La notizia arriva nascosta in poche righe, annegata in un’agenzia di stampa battuta ieri dalla Reuters che racconta la corsa dell’industria mondiale nell’acquisto di robot da inserire nei sistemi di produzione. “Stellantis – scrive il giornalista Timothy Aeppel – la casa automobilistica olandese (sic), sta utilizzando i cobot della Universal Robots nell’area di assemblaggio finale del suo stabilimento di Torino, in Italia, per aiutare a produrre la nuova 500 elettrica”. Le braccia degli “automi”, spiega Joe Campbell, manager della società danese che li produce e ha chiuso il 2021 con il fatturato record di 311 milioni di dollari, registrando una crescita del 41% rispetto al 2020, «sono attaccate a una struttura che si muove sopra l’auto». E «da sole individuano e fissano i dadi». Dunque, a Mirafiori, qualcosa si è mosso. La grande fabbrica attorno a cui è cresciuto un pezzo di città si sta rinnovando. Trasformandosi in quello stabilimento del futuro che ci si augurava potesse diventare per garantire un domani anche a Torino e alla sua provincia, dove gravita il grande sistema dell’indotto. Con una svolta tecnologica senza precedenti applicata a quello che ci si augura diventi il prodotto di punta in vista dell’imminente svolta elettrica.

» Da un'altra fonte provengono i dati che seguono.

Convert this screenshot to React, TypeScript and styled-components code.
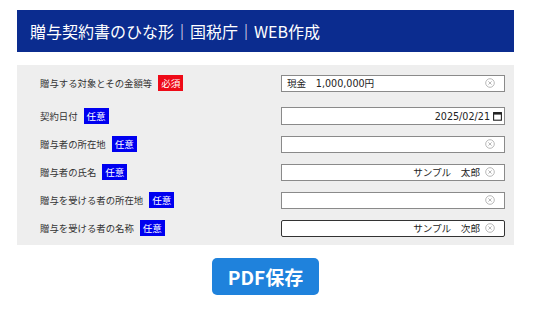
import React from "react";
import styled, { createGlobalStyle } from "styled-components";

const Global = createGlobalStyle`
  html, body { margin: 0; padding: 0; background: #fff; }
  body { font-family: "Noto Sans CJK JP", "Noto Sans", sans-serif; }
`;

const Page = styled.div`
  width: 497px;
  margin: 10px 0 0 17px;
  display: flex;
  flex-direction: column;
`;

const Header = styled.h1`
  margin: 0;
  height: 42px;
  background: #0b2c8f;
  color: #fff;
  font-size: 16px;
  font-weight: 400;
  display: flex;
  align-items: center;
  padding-left: 13px;
`;

const Panel = styled.div`
  margin-top: 13px;
  background: #eeeeee;
  padding: 4px 9px 3px 23px;
  display: flex;
  flex-direction: column;
`;

const Row = styled.div<{ $extra?: number }>`
  height: 28px;
  margin-bottom: ${(p) => p.$extra ?? 0}px;
  display: flex;
  align-items: center;
  justify-content: space-between;
`;

const Label = styled.div`
  display: flex;
  align-items: center;
  gap: 6px;
  font-size: 9.4px;
  color: #333;
`;

const Badge = styled.span<{ $required?: boolean }>`
  display: inline-flex;
  align-items: center;
  justify-content: center;
  height: 16px;
  padding: 0 3px;
  font-size: 9.6px;
  color: #fff;
  background: ${(p) => (p.$required ? "#ee0a17" : "#0000f0")};
`;

const Field = styled.div<{ $focused?: boolean; $tall?: boolean }>`
  box-sizing: border-box;
  width: 224px;
  height: ${(p) => (p.$tall ? 18 : 17)}px;
  border: ${(p) => (p.$focused ? "1.5px solid #333" : "1px solid #8a8a8a")};
  border-radius: ${(p) => (p.$focused ? 2 : 0)}px;
  background: #fff;
  display: flex;
  align-items: center;
  padding: 0 ${(p) => (p.$tall ? 2 : 9)}px 0 5px;
  gap: ${(p) => (p.$tall ? 3 : 5)}px;
`;

const Input = styled.input<{ $right?: boolean }>`
  flex: 1;
  min-width: 0;
  border: none;
  outline: none;
  padding: 0;
  background: transparent;
  font-family: "DejaVu Sans", "Noto Sans CJK JP", sans-serif;
  font-size: 9.6px;
  color: #222;
  text-align: ${(p) => (p.$right ? "right" : "left")};
`;

const Button = styled.button`
  align-self: center;
  margin-top: 13px;
  width: 107px;
  height: 37px;
  border: none;
  border-radius: 5px;
  background: #1f82dc;
  color: #fff;
  font-family: "Noto Sans CJK JP", sans-serif;
  font-weight: 700;
  font-size: 19px;
  display: flex;
  align-items: center;
  justify-content: center;
  padding: 0;
`;

const ClearIcon = () => (
  <svg width="10" height="10" viewBox="0 0 10 10">
    <circle cx="5" cy="5" r="4.3" fill="none" stroke="#b0b0b0" strokeWidth="0.9" />
    <path d="M3.4 3.4 L6.6 6.6 M6.6 3.4 L3.4 6.6" stroke="#b0b0b0" strokeWidth="0.9" />
  </svg>
);

const CalendarIcon = () => (
  <svg width="9" height="10" viewBox="0 0 9 10">
    <rect x="0.6" y="1.6" width="7.8" height="7.6" fill="none" stroke="#222" strokeWidth="1.1" />
    <rect x="0.6" y="1.6" width="7.8" height="2" fill="#222" />
  </svg>
);

type Item = {
  label: string;
  required?: boolean;
  value: string;
  right?: boolean;
  date?: boolean;
  focused?: boolean;
  extra?: number;
};

const items: Item[] = [
  { label: "贈与する対象とその金額等", required: true, value: "現金　1,000,000円", extra: 5 },
  { label: "契約日付", value: "2025/02/21", right: true, date: true },
  { label: "贈与者の所在地", value: "" },
  { label: "贈与者の氏名", value: "サンプル　太郎", right: true },
  { label: "贈与を受ける者の所在地", value: "" },
  { label: "贈与を受ける者の名称", value: "サンプル　次郎", right: true, focused: true },
];

export default function App() {
  return (
    <>
      <Global />
      <Page>
        <Header>贈与契約書のひな形｜国税庁｜WEB作成</Header>
        <Panel>
          {items.map((it) => (
            <Row key={it.label} $extra={it.extra}>
              <Label>
                {it.label}
                <Badge $required={it.required}>{it.required ? "必須" : "任意"}</Badge>
              </Label>
              <Field $focused={it.focused} $tall={it.date}>
                <Input $right={it.right} defaultValue={it.value} readOnly />
                {it.date ? <CalendarIcon /> : <ClearIcon />}
              </Field>
            </Row>
          ))}
        </Panel>
        <Button>PDF保存</Button>
      </Page>
    </>
  );
}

Perché, allora, non pubblicizzare il tutto con la dovuta enfasi, dicendo innanzitutto ai futuri clienti che la 500e sarà prodotta con il massimo a livello di tecnologia ci sia sul mercato? Perché non aprire le porte invitando giornalisti da tutto il mondo a fare un giro nelle linee ultramoderne per poi raccontare la metamorfosi che sta prendendo forma in questi capannoni che hanno fatto la storia del nostro Paese?

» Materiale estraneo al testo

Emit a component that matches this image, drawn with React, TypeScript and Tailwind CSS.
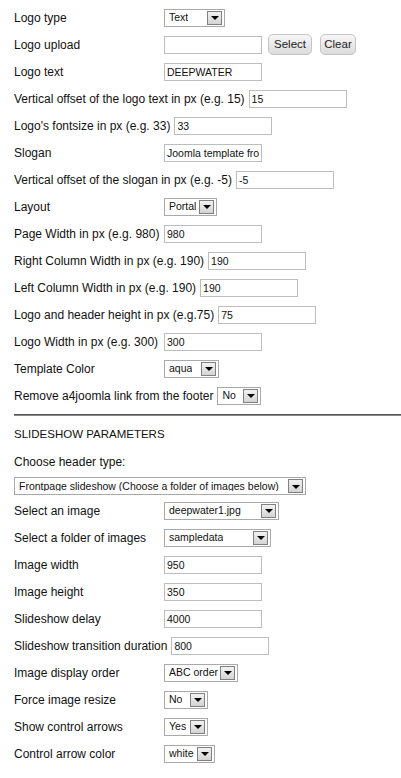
import React from 'react';

type Field =
  | { kind: 'select'; label: string; value: string; w: string }
  | { kind: 'input'; label: string; value: string }
  | { kind: 'upload'; label: string };

const logoFields: Field[] = [
  { kind: 'select', label: 'Logo type', value: 'Text', w: 'w-[61px]' },
  { kind: 'upload', label: 'Logo upload' },
  { kind: 'input', label: 'Logo text', value: 'DEEPWATER' },
  { kind: 'input', label: 'Vertical offset of the logo text in px (e.g. 15)', value: '15' },
  { kind: 'input', label: "Logo's fontsize in px (e.g. 33)", value: '33' },
  { kind: 'input', label: 'Slogan', value: 'Joomla template from a4joomla.com' },
  { kind: 'input', label: 'Vertical offset of the slogan in px (e.g. -5)', value: '-5' },
  { kind: 'select', label: 'Layout', value: 'Portal', w: 'w-[53px]' },
  { kind: 'input', label: 'Page Width in px (e.g. 980)', value: '980' },
  { kind: 'input', label: 'Right Column Width in px (e.g. 190)', value: '190' },
  { kind: 'input', label: 'Left Column Width in px (e.g. 190)', value: '190' },
  { kind: 'input', label: 'Logo and header height in px (e.g.75)', value: '75' },
  { kind: 'input', label: 'Logo Width in px (e.g. 300)', value: '300' },
  { kind: 'select', label: 'Template Color', value: 'aqua', w: 'w-[55px]' },
  { kind: 'select', label: 'Remove a4joomla link from the footer', value: 'No', w: 'w-[44px]' },
];

const slideFields: Field[] = [
  { kind: 'select', label: 'Select an image', value: 'deepwater1.jpg', w: 'w-[115px]' },
  { kind: 'select', label: 'Select a folder of images', value: 'sampledata', w: 'w-[107px]' },
  { kind: 'input', label: 'Image width', value: '950' },
  { kind: 'input', label: 'Image height', value: '350' },
  { kind: 'input', label: 'Slideshow delay', value: '4000' },
  { kind: 'input', label: 'Slideshow transition duration', value: '800' },
  { kind: 'select', label: 'Image display order', value: 'ABC order', w: 'w-[74px]' },
  { kind: 'select', label: 'Force image resize', value: 'No', w: 'w-[44px]' },
  { kind: 'select', label: 'Show control arrows', value: 'Yes', w: 'w-[44px]' },
  { kind: 'select', label: 'Control arrow color', value: 'white', w: 'w-[51px]' },
];

function FakeSelect({ value, w }: { value: string; w: string }) {
  return (
    <div className={`${w} h-[18px] border border-[#a9a9a9] bg-white flex items-center justify-between gap-[2px] pl-[4px] pr-[2px]`}>
      <span className="min-w-0 text-[10.5px] text-[#111] leading-none whitespace-nowrap overflow-hidden">{value}</span>
      <span className="w-[15px] h-[14px] shrink-0 border border-[#808080] bg-gradient-to-b from-[#f2f2f2] to-[#d4d4d4] flex items-center justify-center">
        <span className="w-0 h-0 border-l-[4px] border-r-[4px] border-t-[4px] border-l-transparent border-r-transparent border-t-black mt-[1px]" />
      </span>
    </div>
  );
}

function TextBox({ value }: { value: string }) {
  return (
    <input
      readOnly
      value={value}
      className="w-[98px] h-[18px] border border-[#bdbdbd] bg-white px-[2px] text-[10.5px] text-[#111] outline-none"
    />
  );
}

function Btn({ w, children }: { w: string; children: React.ReactNode }) {
  return (
    <button className={`${w} h-[21px] rounded-[5px] border border-[#c4c4c4] bg-gradient-to-b from-[#f7f7f7] to-[#dcdcdc] text-[11.5px] text-[#222] leading-none`}>
      {children}
    </button>
  );
}

function Row({ f }: { f: Field }) {
  return (
    <div className="h-[27px] flex items-center gap-[4px]">
      <span className="min-w-[146px] text-[12px] text-[#111] whitespace-nowrap">{f.label}</span>
      {f.kind === 'select' && <FakeSelect value={f.value} w={f.w} />}
      {f.kind === 'input' && <TextBox value={f.value} />}
      {f.kind === 'upload' && (
        <div className="flex items-center">
          <TextBox value="" />
          <div className="ml-[6px] flex gap-[8px]">
            <Btn w="w-[44px]">Select</Btn>
            <Btn w="w-[36px]">Clear</Btn>
          </div>
        </div>
      )}
    </div>
  );
}

export default function App() {
  return (
    <div className="w-[401px] h-[778px] bg-white overflow-hidden pt-[4px] font-['Liberation_Sans',Arial,sans-serif]">
      <div className="pl-[14px]">
        {logoFields.map((f) => (
          <Row key={f.label} f={f} />
        ))}
      </div>

      <div className="ml-[14px] mt-[5px] h-[2px] border-t border-[#555] border-b border-b-[#8a8a8a]" />

      <div className="pl-[14px] pt-[5px]">
        <div className="h-[27px] flex items-center text-[11.5px] text-[#111]">SLIDESHOW PARAMETERS</div>
        <div className="h-[27px] flex items-center text-[12px] text-[#111]">Choose header type:</div>
        <div className="h-[22px] flex items-center">
          <FakeSelect value="Frontpage slideshow (Choose a folder of images below)" w="w-[292px]" />
        </div>
        {slideFields.map((f) => (
          <Row key={f.label} f={f} />
        ))}
      </div>
    </div>
  );
}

Forse, la risposta a queste domande sta nell’altra faccia della medaglia che accompagna ogni processo di automazione. Che sovente, quando si parla di lavoro, fa rima con sostituzione. E non c’è bisogno di evocare scenari fantascientifici alla Asimov o alla Philip Dick per immaginare come le macchine possano “sollevare” dalla fatica (e del posto di lavoro) gli uomini.. Basta guardare i video della Universal Robots. Lei sì orgogliosa di annunciare che Stellantis ha acquistato ben undici robots collaborativi (cobots). Spiegando che «lungo la linea di produzione della 500 elettrica alcuni processi di assemblaggio e controllo qualità richiedevano l’introduzione di automazioni specifiche per assicurare la qualità e la ripetibilità necessarie agli standard di prodotto». E che «considerata l’età media piuttosto elevata degli operatori dello stabilimento, il tema del benessere ergonomico era particolarmente sentito». L’automazione collaborativa, allora, «ha consentito di sollevare gli operatori da task manuali ripetitivi e fisicamente onerosi, permettendo che gli addetti venissero applicati su processi a maggiore valore aggiunto». Di quali processi si tratti, ovviamente, non spetta a Universal Robots specificarlo. Potrebbe raccontarlo Stellantis, con una grande conferenza stampa.